I occasionally refer to Marguerite Woodworth’s Dominion Atlantic Railway history in this column. Published in 1936 and never reissued as far as I know, the book is difficult to find and commands a higher than average price for used, out-of-print books. If you own a copy and will part with it, don’t let it go for less than $50; the going price at used book stores is slightly higher than $50. depending on condition.
If you are interested in reading Woodworth’s D.A.R. history there is a copy in the Wolfville public library; Woodworth’s book should also be available at the Acadia University library.
I mention the Woodworth book because of a letter received earlier this winter from Hugh Kinsman of Bobcaygeon, Ontario. Mr. Kinsman was looking for Woodworth’s history and I directed him to the Odd Book in Wolfville where I had seen a copy that was in excellent condition.
When I replied to Mr. Kinman’s letter I asked if he was a former employee of the D.A.R. and wondered if he had any memories he would like to share with readers of this column. In a second letter Mr. Kinsman said that while he was not a former employee he would have been proud to have been associated with the railway.
“I’m afraid that my experiences would hardly merit the interest of your readers,” Mr. Kinsman wrote. “For instance, few would care that we virtually set our clocks by the train whistle at the Sheffield Mills station and that the engineer waved to us kids as he passed within a few feet of Canning school.
“Two of my cousins married D.A.R. men – one of them to Ben Patten and the other to Joe Dickie. I’ve heard Ben and Joe referred to as ‘Spic and Span’ relating to their housekeeping in the D.A.R. caboose! Besides Ben and Joe, there are several D.A.R. men I knew through their sons – Howe Harris, Biscuit Corning, Herbert, Ritchie, Crosby, Banks, Boyle.”
Mr. Kinsman concluded by saying he was sorry because he didn’t know more about the D.A.R. “I’m afraid we took it for granted we’d have this dependable and convenient service forever. What a pity it is gone!”
The touch of nostalgia in Mr. Kinsman’s letter is, I’m sure, experienced by many people when the topic of the D.A.R. comes up. Like many people in this area I grew up when the railroad was in its heyday and I certainly took it for granted. My old newspaper route began in the morning when the train arrived from Halifax.

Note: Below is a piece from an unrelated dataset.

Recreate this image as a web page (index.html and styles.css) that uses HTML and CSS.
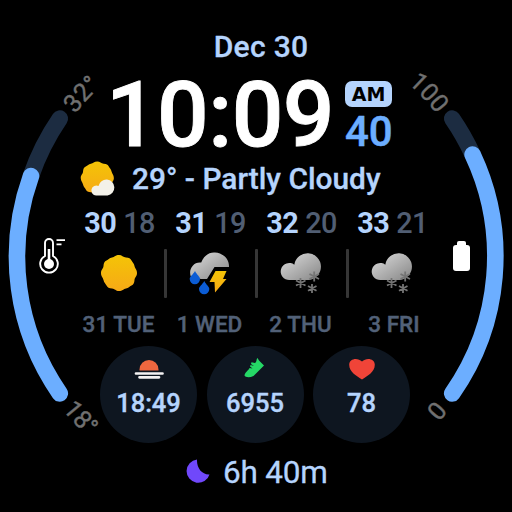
FILE: index.html
```html
<!DOCTYPE html>
<html lang="en">
<head>
<meta charset="utf-8">
<title>Watch face</title>
<link rel="stylesheet" href="styles.css">
</head>
<body>
<main class="face">
  <svg class="dial" viewBox="0 0 512 512">
    <defs>
      <path id="topLeft" d="M26 256A230 230 0 0 1 256 26"/>
      <path id="topRight" d="M256 26A230 230 0 0 1 486 256"/>
      <path id="bottomLeft" d="M9 256A247 247 0 0 0 256 503"/>
      <path id="bottomRight" d="M256 503A247 247 0 0 0 503 256"/>
    </defs>
    <path class="track" d="M59.8 118.6A239.5 239.5 0 0 0 31 175.8"/>
    <path class="level" d="M31 176A239.5 239.5 0 0 0 59.8 393.4"/>
    <path class="track" d="M452.2 118.6A239.5 239.5 0 0 1 472.6 154.5"/>
    <path class="level" d="M472.6 154.5A239.5 239.5 0 0 1 452.2 393.4"/>
    <text class="scale"><textPath href="#topLeft" startOffset="153">32°</textPath></text>
    <text class="scale"><textPath href="#topRight" startOffset="166">100</textPath></text>
    <text class="scale"><textPath href="#bottomLeft" startOffset="165.500">18°</textPath></text>
    <text class="scale"><textPath href="#bottomRight" startOffset="206">0</textPath></text>
  </svg>

  <div class="date">Dec 30</div>
  <section class="clock">
    <div class="time">10:09</div>
    <div class="side">
      <div class="ampm">AM</div>
      <div class="seconds">40</div>
    </div>
  </section>
  <section class="now">
    <svg class="now-icon" viewBox="0 0 36 36">
      <defs>
        <linearGradient id="sunFill" x1="0" y1="0" x2="0" y2="1"><stop offset="0" stop-color="#f4c406"/><stop offset="1" stop-color="#f6a916"/></linearGradient>
        <linearGradient id="cloudFill" x1="0" y1="0" x2="1" y2="1"><stop offset="0" stop-color="#dedede"/><stop offset="1" stop-color="#858585"/></linearGradient>
        <path id="sun" d="M0-18C3-18 4-15.700 7-15.500S11.500-14.500 12.500-12.500S15-9.500 15.500-7S18-3.500 18 0S15.700 4 15.500 7S14.500 11.500 12.500 12.500S9.500 15 7 15.500S3.500 18 0 18S-4 15.700-7 15.500S-11.500 14.500-12.500 12.500S-15 9.500-15.500 7S-18 3.500-18 0S-15.700-4-15.500-7S-14.500-11.500-12.500-12.500S-9.500-15-7-15.500S-3.500-18 0-18Z"/>
      </defs>
      <use href="#sun" transform="translate(17.300 17) scale(.92)" fill="url(#sunFill)"/>
      <path d="M16 34.500a5 5 0 1 1 2.500-9.500a8 8 0 1 1 9 9.500Z" fill="#f3f1e9"/>
    </svg>
    <span>29° - Partly Cloudy</span>
  </section>

  <section class="forecast">
    <div class="day">
      <div class="temps"><b>30</b><span>18</span></div>
      <svg class="sky" viewBox="0 0 48 48"><use href="#sun" transform="translate(23 24)" fill="url(#sunFill)"/></svg>
      <div class="name">31 TUE</div>
    </div>
    <div class="day">
      <div class="temps"><b>31</b><span>19</span></div>
      <svg class="sky" viewBox="0 0 48 48">
        <path d="M4 28C1 21 6 12.500 14.200 13.500C17 6 23 3 28 3.500C36 4 42.500 10 42 18H27.500L20 30H14Z" fill="url(#cloudFill)"/>
        <path d="M8 22c2 4 5 5.500 5 8a5.100 5.100 0 0 1-10.300 0c0-2.500 3-4 5.300-8ZM17.300 32c2 4 5 5.500 5 8a5.100 5.100 0 0 1-10.300 0c0-2.500 3-4 5.300-8Z" fill="#0b5cd5"/>
        <path d="M28.500 22H39.500L36 30H39.500L28 43.500L27.500 33H22.500Z" fill="url(#sunFill)"/>
      </svg>
      <div class="name">1 WED</div>
    </div>
    <div class="day">
      <div class="temps"><b>32</b><span>20</span></div>
      <svg class="sky" viewBox="0 0 48 48">
        <g id="snow">
          <path d="M11.500 31A8.500 8.500 0 1 1 16.300 15.700A13.400 13.400 0 1 1 31 31Z" fill="url(#cloudFill)"/>
          <path class="flakes" d="M36.200 22.500V32.500M31.500 25L41 30M41 25L31.500 30M22.500 29V39M18 31.500L27.500 36.500M27.500 31.500L18 36.500M34 35V44M30 37L38.500 41.800M38.500 37L30 41.800"/>
        </g>
      </svg>
      <div class="name">2 THU</div>
    </div>
    <div class="day">
      <div class="temps"><b>33</b><span>21</span></div>
      <svg class="sky" viewBox="0 0 48 48"><use href="#snow"/></svg>
      <div class="name last">3 FRI</div>
    </div>
  </section>

  <section class="stats">
    <div class="stat">
      <svg class="stat-icon" viewBox="0 0 32 24">
        <path d="M6.500 13.500V12.500a9.500 9.500 0 0 1 19 0V13.500Z" fill="#ef673f"/>
        <path d="M3 16.500H29.500M6.500 20.300H26" stroke="#f4f2f2" stroke-width="2.700" stroke-linecap="round"/>
      </svg>
      <div class="value">18:49</div>
    </div>
    <div class="stat">
      <svg class="stat-icon" viewBox="0 0 32 24">
        <path d="M5.500 18.500C6 15 9.500 13.500 10.500 11L13.500 11.500L11 9.500L11.500 8L15 9L12 7L12.500 5.300L16 6C18 5 17 2.500 18.500 1L20 3.500L25 8.500L14.500 19C10.500 20.800 6.500 20.500 5.500 18.500Z" fill="#25d866"/>
      </svg>
      <div class="value">6955</div>
    </div>
    <div class="stat">
      <svg class="stat-icon" viewBox="0 0 32 24">
        <path d="M16 22.500C11 19 3.200 15.500 3.200 7.800C3.200 1.500 11.500 0 16 4.500C20.500 0 28.800 1.500 28.800 7.800C28.800 15.500 21 19 16 22.500Z" fill="#f04438"/>
      </svg>
      <div class="value">78</div>
    </div>
  </section>

  <section class="sleep">
    <svg class="moon" viewBox="0 0 24 24"><path d="M11 .5A11.700 11.700 0 1 0 23.500 15.500C16 16 10.500 9 11 .5Z" fill="#7048fb"/></svg>
    <span>6h 40m</span>
  </section>

  <svg class="thermo" viewBox="0 0 28 38">
    <path d="M7 19V6a4 4 0 0 1 8 0V19a8.800 8.800 0 1 1-8 0Z" fill="none" stroke="#fff" stroke-width="1.900"/>
    <path d="M11 12V27" stroke="#fff" stroke-width="2.600"/>
    <circle cx="11" cy="27" r="5" fill="#fff"/>
    <path d="M18.500 3.200H27M18.500 7.300H23.500" stroke="#fff" stroke-width="1.800"/>
  </svg>
  <div class="battery"></div>
</main>
</body>
</html>
```
FILE: styles.css
```css
body {
  margin: 0;
  background: #000;
}

.face {
  position: relative;
  box-sizing: border-box;
  width: 512px;
  height: 512px;
  padding-top: 28px;
  overflow: hidden;
  background: #000;
  color: #b5d4fd;
  font-family: Roboto, "Liberation Sans", sans-serif;
  font-weight: 500;
  white-space: nowrap;
}

.dial {
  position: absolute;
  left: 0;
  top: 0;
  width: 512px;
  height: 512px;
}

.track,
.level {
  fill: none;
  stroke: #1c2c41;
  stroke-width: 16.6px;
  stroke-linecap: round;
}

.level {
  stroke: #6caeff;
}

.scale {
  font-size: 25px;
  font-weight: 400;
  fill: #707070;
  stroke: #707070;
  stroke-width: .4px;
}

.date {
  height: 36px;
  padding-left: 10px;
  font-size: 30px;
  letter-spacing: .3px;
  line-height: 37px;
  text-align: center;
  -webkit-text-stroke: .3px;
}

.clock {
  display: flex;
  height: 101px;
  padding-left: 106px;
}

.time {
  width: 239px;
  color: #fff;
  font-size: 91px;
  line-height: 103px;
  letter-spacing: -.6px;
  -webkit-text-stroke: .9px #fff;
}

.side {
  padding-top: 17px;
}

.ampm {
  width: 47px;
  height: 26px;
  border-radius: 7px;
  background: #b5d4fd;
  color: #000;
  font: bold 19px/26px "DejaVu Sans", sans-serif;
  text-align: center;
}

.seconds {
  color: #6caeff;
  font-size: 42px;
  line-height: 50px;
  -webkit-text-stroke: .5px;
}

.now {
  display: flex;
  gap: 16px;
  height: 27px;
  padding-left: 80px;
  font-size: 29.9px;
  line-height: 27px;
  -webkit-text-stroke: .3px;
}

.now-icon {
  width: 36px;
  height: 36px;
  margin-top: -4px;
}

.forecast {
  display: grid;
  grid-template-columns: repeat(4, 91px);
  margin: 14px 0 0 74px;
}

.day {
  position: relative;
  display: flex;
  flex-direction: column;
  align-items: center;
}

.day + .day::before {
  content: "";
  position: absolute;
  left: -1px;
  top: 43px;
  width: 3px;
  height: 49px;
  border-radius: 1px;
  background: #363636;
}

.temps {
  display: flex;
  gap: 7px;
  height: 34px;
  font-size: 28.8px;
  letter-spacing: -.6px;
  line-height: 35px;
}

.temps b {
  font-weight: 700;
}

.temps span {
  color: #515e73;
  font-weight: 500;
}

.sky {
  width: 48px;
  height: 48px;
  margin: 9px 0 0 1px;
}

.flakes {
  fill: none;
  stroke: #747474;
  stroke-width: 1.8px;
}

.name {
  height: 30px;
  margin-top: 12px;
  padding-right: 2px;
  color: #526178;
  font-size: 22.5px;
  line-height: 30px;
  -webkit-text-stroke: .4px;
}

.name.last {
  padding: 0 0 0 3px;
}

.stats {
  display: flex;
  gap: 9.5px;
  margin: 7px 0 0 100px;
}

.stat {
  display: flex;
  flex-direction: column;
  align-items: center;
  width: 97px;
  height: 97px;
  border-radius: 50%;
  background: #0e1620;
}

.stat-icon {
  width: 32px;
  height: 24px;
  margin-top: 11px;
}

.value {
  margin-top: 7px;
  font-size: 25.5px;
  line-height: 30px;
  -webkit-text-stroke: .4px;
}

.sleep {
  display: flex;
  gap: 13px;
  margin: 11px 0 0 186px;
  font-size: 31.5px;
  font-weight: 400;
  letter-spacing: -.2px;
  line-height: 38px;
  -webkit-text-stroke: .3px;
}

.moon {
  width: 24px;
  height: 24px;
  margin-top: 5px;
}

.thermo {
  position: absolute;
  left: 38px;
  top: 237px;
  width: 28px;
  height: 38px;
}

.battery {
  position: absolute;
  left: 453px;
  top: 245px;
  width: 17px;
  height: 26px;
  border-radius: 3px;
  background: #fff;
}

.battery::before {
  content: "";
  position: absolute;
  left: 4px;
  top: -4px;
  width: 9px;
  height: 5px;
  border-radius: 2px 2px 0 0;
  background: #fff;
}
```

After the bundles of daily papers were tossed on the station landing and distributed to the waiting paperboys I paid a dime to ride the train to Aldershot Camp.
I took my morning train ride to sell newspapers at Aldershot Camp for several summers. Later, after the run was discontinued, I regretted not riding the train north to the end of the line at the Kingsport wharf. A number of boys in the neighborhood camped, fished and dug clams at Kingsport and Medford every summer, using the train to tote the tons of gear necessary for youthful excursions.
If I remember correctly the train carrying the newspapers from Halifax arrived in Kentville after 10 o’clock. It must have been at least 10 o’clock or later because when I went through high school at KCA, students came from the Canning area on an early morning train. I never heard that the Halifax train running north to Aldershot and the morning train carrying the KCA students to Kentville ever met head on.
Like many Valley residents I have many pleasant memories of the train; and like most I never thought that one day the runs would stop and the rails would be torn up. As Hugh Kinsman said, what a pity.